With Chris “Caveman” Kaman entrenched at center, Camby will slide over to the starting power forward spot, combining with second-year forward Al Thornton to potentially make the Clips’ frontcourt one of the best in the West—and perhaps the league—as far as rebounding goes. Davis will be logging heavy minutes at PG with little to no depth of consequence at the moment behind him, while the team probably hopes that Gordon will supplant uninspiring incumbents Quinton Ross and Cuttino Mobley as the starting SG sooner rather than later.
Baron Davis and Corey Maggette Photo Credit: Icon SMI
That’s a pretty competitive starting lineup for the Clips and clearly an upgrade over last year’s unit, but depth is a major question mark at this point and they’re putting a lot of faith in a few guys who’ve had injury problems in the past. Assuming Azubuike joins the fray, head coach Mike Dunleavy will have him, Tim Thomas (groan), raw rookie DeAndre Jordan… um… Paul Davis… um… Josh Powell… uh… Brevin Knight… yeah. If the Clips had their druthers they’d add a few more free agents later this summer. (Ricky Davis? Jason Williams? Royal Ivey? Bonzi Wells?)

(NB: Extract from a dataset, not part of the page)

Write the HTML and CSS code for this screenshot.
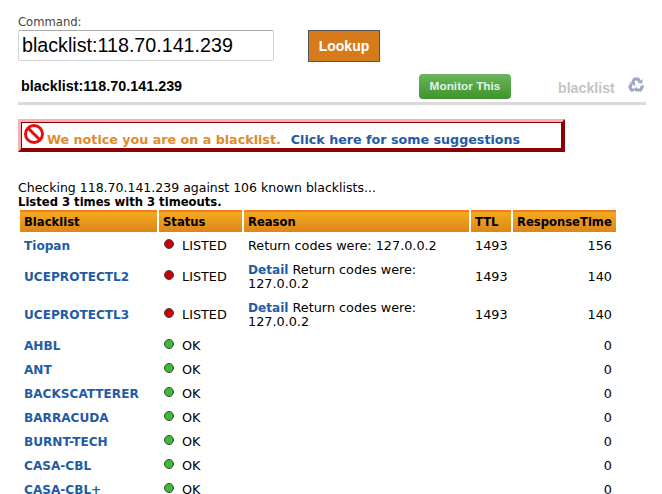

There’s the injury thing too: last season was the first time 29-year-old Davis played in all 82 games since 2001; Camby has never done it. Kaman hasn’t done it since his rookie season in 2003, Knight is as fragile as can be, and Gordon missed most of the Summer League games with a strained hamstring. You’d like to think the long-suffering Clippers will catch lightening in a bottle with this crew, but this is the Clippers, so…
Have either of these teams done enough to join their California breathren the LA Lakers in the 2009 NBA playoffs? Time will tell, but both seem to still have a lot of work to do for that to happen.